The NJ or Navy Type 90-2-2 or E4N2, Reconnaissance Floatplane was a complete redesign, with a single main float and twin wingtip stabilising floatsand introduced a cowled engine. It closely resembles the US Vought O3U-1 Corsair biplane and, like it, was intended for shipboard use and catapult launching. This time the fuselage structure was a mix of wood and metal. Once again the forward fuselage was metal covered but the rest of the fuselage and the wings were fabric covered. The wings had a wooden structure and were rearward folding.
 
The E4N2 was much more manoeuvrable than the E4N1. The first prototype was tested late in 1930, suggesting that it was already under development before the E4N1 had been rejected.
 
Powered by a 336kW Nakajima Kotobuki radial engine, the Type 90-2-2 had a maximum speed of 222km/h and 85 went into service with the Japanese navy as the E4N2 between 1931 and 1933, a version with fixed wheel landing gear going into service as the E4N2-C; 67 of the latter were completed.
 
Nakajima-E4N2
E4N2
 
Nakajima produced eighty E4N2s between 1931 and 1936 and Kawanishi produced another 67 aircraft between 1932 and 1934.
 
Nakajima also produced five of the E4N2-C carrier variant. This had wheels and carrier arrestor gear. They underwent service trials but weren't accepted.
 
In total 153 were built.
 
In 1933 nine of the E4N2-C landplanes were converted as night mail carriers designated P-1 Mail, for use between the main islands of Japan. A single-seater with the pilot accommodated in an enclosed cockpit.
 
The E4N2 was the Japanese Navy's main ship-borne reconnaissance aircraft from 1932 until it was replaced by the Nakajima Type 95 Reconnaissance Seaplane (E8N) in the mid 1930s.
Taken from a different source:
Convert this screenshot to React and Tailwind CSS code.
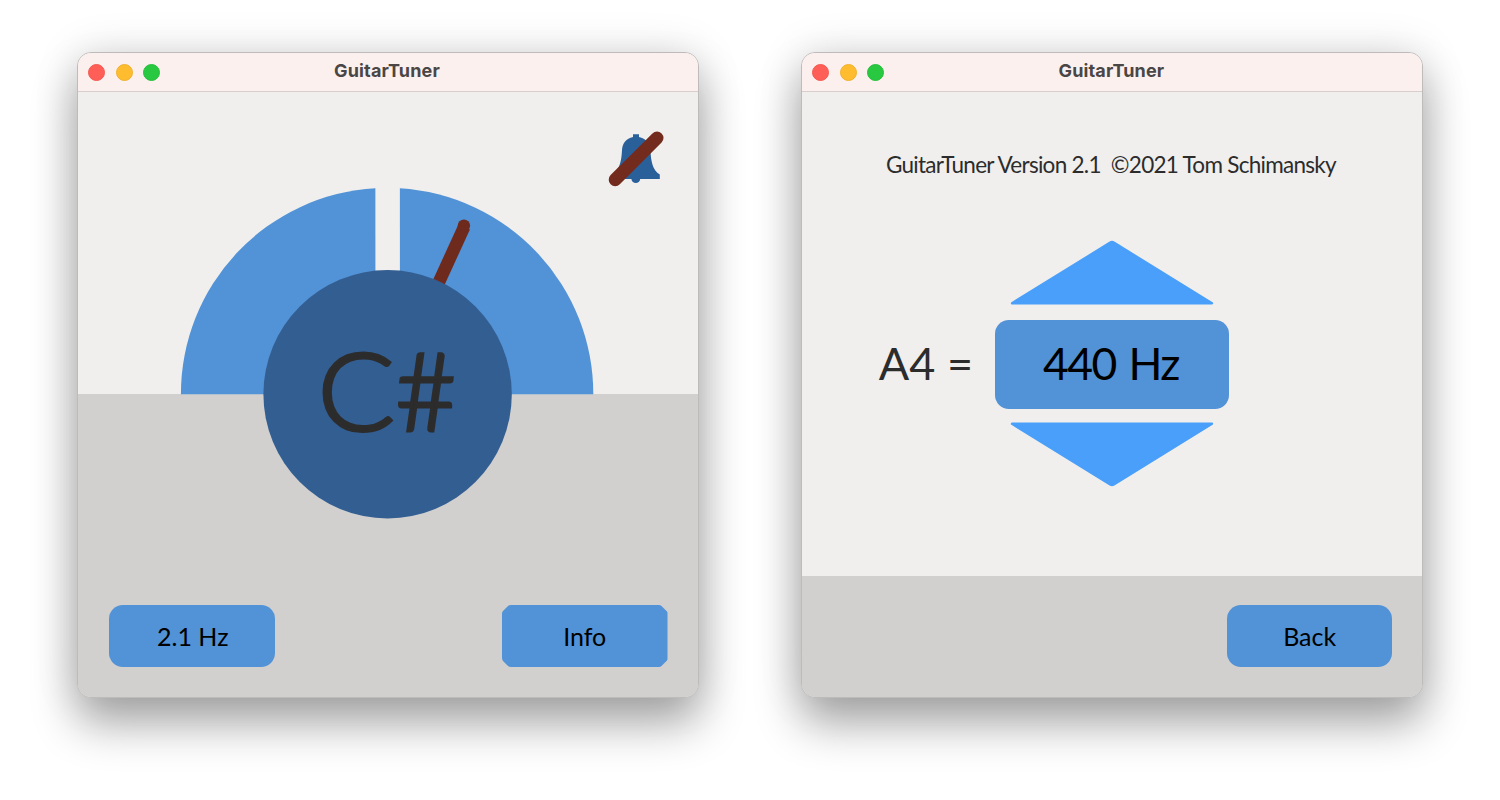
const FONT = "font-['Lato','Open_Sans',sans-serif]";

function Window({ children }) {
  return (
    <section className="flex h-[646px] w-[622px] flex-col overflow-hidden rounded-[14px] border border-[#bdbcbb] bg-[#f0efed] shadow-[0_26px_46px_rgba(0,0,0,0.33),0_0px_44px_rgba(0,0,0,0.13)]">
      <header className="grid h-[39px] shrink-0 grid-cols-[1fr_auto_1fr] items-center border-b border-[#d8cecd] bg-[#fcf0ef] pl-[10px]">
        <div className="flex gap-[10.5px]">
          <span className="size-[17px] rounded-full border border-[#f2584f] bg-[#ff5f57]" />
          <span className="size-[17px] rounded-full border border-[#efb02d] bg-[#febc2e]" />
          <span className="size-[17px] rounded-full border border-[#27be3d] bg-[#28c840]" />
        </div>
        <h1 className="pr-[12px] pb-[2px] font-['Inter',sans-serif] text-[18px] leading-none font-bold tracking-[0.15px] text-[#4a4645]">GuitarTuner</h1>
        <span />
      </header>
      {children}
    </section>
  );
}

function Dial() {
  return (
    <svg className="block h-[331px] w-[414px]" viewBox="180.1 188 414 331">
      <path d="M181 394.3A206.3 206.3 0 0 1 375.5 188.2V394.3Z" fill="#5292d6" />
      <path d="M400 188.2A206.3 206.3 0 0 1 593.4 394.3H400Z" fill="#5292d6" />
      <path d="M387.7 394.3L464.3 226.8" stroke="#6f2a1e" strokeWidth="12.6" />
      <circle cx="464" cy="225.6" r="6.2" fill="#6f2a1e" />
      <circle cx="387.7" cy="394.3" r="124.2" fill="#335e92" />
      <g fontSize="109" fontFamily="Lato, sans-serif" fontWeight="300" fill="#2c2c2c" stroke="#2c2c2c" strokeWidth="3.2" strokeLinejoin="miter">
        <text transform="translate(317.5 431.2) scale(1.05 1)">C</text>
        <text transform="translate(397 431.2) skewX(4)">#</text>
      </g>
    </svg>
  );
}

function MutedBell() {
  return (
    <svg className="h-[60px] w-[60px]" viewBox="606 128 60 60">
      <path d="M633 134.2H639V137C646 138.6 649.8 143 650.4 150C651 162 652.6 170 659.8 174.6V179H640.2C639.8 184.4 631.8 184.4 631.4 179H612V174.6C619.5 170 621.4 162 622 150C622.5 143 626 138.6 633 137Z" fill="#2a6099" />
      <path d="M615.2 179.7L657 138" stroke="#732b1e" strokeWidth="13" strokeLinecap="round" />
    </svg>
  );
}

function Button({ chamfered, children }) {
  const corners = chamfered
    ? "rounded-[9px] [clip-path:polygon(7px_0,calc(100%-7px)_0,100%_7px,100%_calc(100%-7px),calc(100%-7px)_100%,7px_100%,0_calc(100%-7px),0_7px)]"
    : "rounded-[14px]";
  return (
    <button className={`${FONT} ${corners} h-[62px] w-[165.5px] bg-[#5292d6] text-[25px] leading-none text-black`}>{children}</button>
  );
}

function Arrow({ down }) {
  return (
    <svg className={down ? "h-[66px] w-[206px] rotate-180" : "h-[66px] w-[206px]"} viewBox="0 0 206 66">
      <path d="M101.2 3.6Q103 2.4 104.8 3.6L203 64.2H3Z" fill="#499ff9" stroke="#499ff9" strokeWidth="2.4" strokeLinejoin="round" />
    </svg>
  );
}

export default function App() {
  return (
    <main className="flex h-[800px] w-[1500px] gap-[102.4px] overflow-hidden bg-white pt-[52px] pl-[77px]">
      <Window>
        <div className="relative flex flex-1 flex-col justify-end bg-[linear-gradient(to_bottom,#f0efed_302.5px,#d1d0ce_302.5px)] pb-[30px]">
          <div className="absolute top-[96px] left-[102px]"><Dial /></div>
          <div className="absolute top-[36px] left-[528px]"><MutedBell /></div>
          <div className="flex justify-between pr-[30.5px] pl-[31px]">
            <Button><span className="pl-[2px]">2.1 Hz</span></Button>
            <Button chamfered>Info</Button>
          </div>
        </div>
      </Window>
      <Window>
        <div className={`${FONT} flex h-[484px] shrink-0 flex-col items-center pt-[60px]`}>
          <p className="pr-[3px] text-[22.5px] leading-[26px] tracking-[-0.72px] whitespace-pre text-[#2c2c2c]">GuitarTuner Version 2.1  ©2021 Tom Schimansky</p>
          <div className="mt-[61px] grid grid-cols-[192.6px_234px_193.4px] items-center">
            <span />
            <div className="flex justify-center"><Arrow /></div>
            <span />
            <span className="pr-[22px] pb-px text-right text-[45px] leading-none text-[#2c2c2c]">A4 =</span>
            <div className="mt-[15px] mb-[13px] flex h-[89px] items-center justify-center rounded-[14px] bg-[#5292d6] pr-[2px] pb-[2px] text-[44.5px] leading-none tracking-[-1.6px] [word-spacing:3px] text-black">440 Hz</div>
            <span />
            <span />
            <div className="flex justify-center"><Arrow down /></div>
            <span />
          </div>
        </div>
        <div className="flex flex-1 items-end justify-end bg-[#d1d0ce] pr-[30px] pb-[30px]">
          <Button>Back</Button>
        </div>
      </Window>
    </main>
  );
}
It was used on battleships and cruisers and was a popular aircraft with a good combination of manoeuvrability and strength. It saw combat during the Shanghai Incident
 
E4N1 / Navy Type 90-2-1 / NZ
two prototypes
twin-float seaplane
Engine: Nakajima Jupiter VI, 420-520hp
Speed: 130mph
 
E4N2 / Type 90-2-2 / NJ
Engine: 1 x Nakajima "Kotobuki", 433 kW (580 hp)
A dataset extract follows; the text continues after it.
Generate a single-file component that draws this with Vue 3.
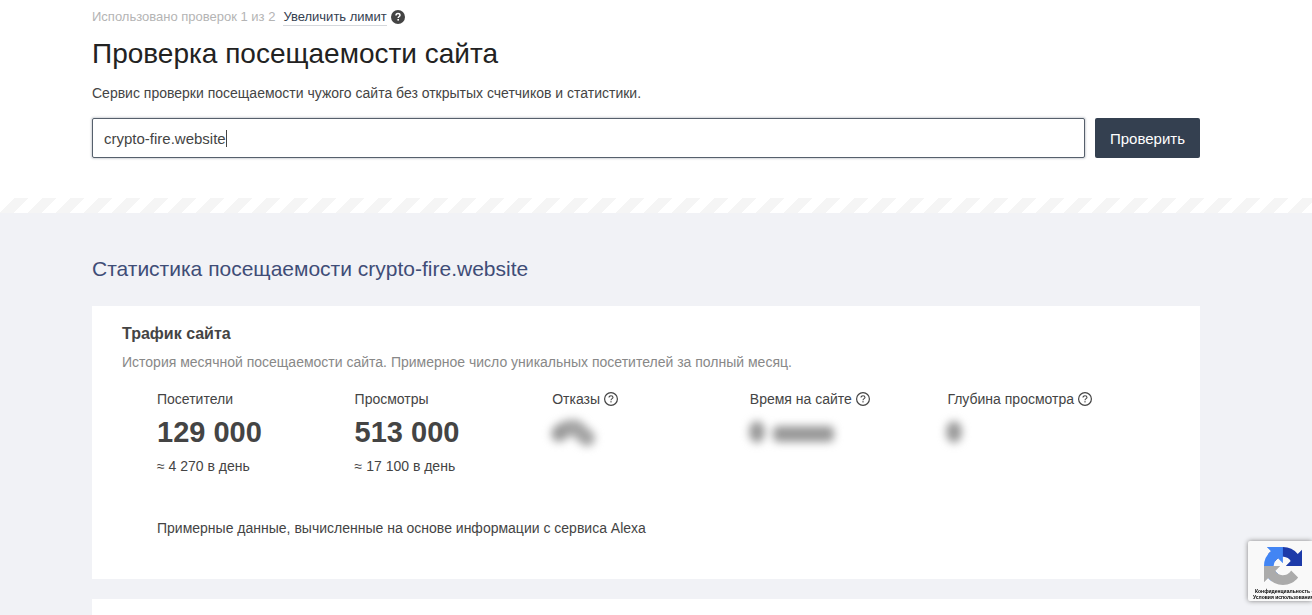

Wingspan: 10.98 m (36 ft 0 in)
Wing area: 29.7 m² (319 ft²)
Length: 8.87 m (29 ft 1¼ in)
Height: 3.97 m (13 ft 0 in)
Empty weight: 1,252 kg (2,760 lb)
Loaded weight: 1,800 kg (3,968 lb)
Max speed: 222 km/h / 138 mph
Cruise speed: 148 km/h (80 kn, 92 mph)
Range: 1,019 km (550 nmi, 633 mi)
Climb Rate: 10 min 34 sec to 9,843ft
Service ceiling: 5,740 m (18,830 ft)
Crew: 2
Armament: 1 × fixed 7.7 mm machine gun & 1 × flexible 7.7 mm machine gun
Bombload: 2 × 30 kg (66 lb) bombs
single-float seaplane
85 built
 
E4N2-C / Navy Type 90-2-3 / NJ
landplane
arresting gear and fixed-undercarriage
67 built
 
E4N3 / Navy Type 90-2-3 / NJ
Reconnaissance Seaplane
 
P-1 Mail
single-seat mailplane
9 converted from E4N2-C airframes
 
Giyu-11
One of the two E4N1 seaplanes converted with a cabin for use by Tokyo Koku Yuso Kaisha between Haneda airport, Shimizu and Shimoda.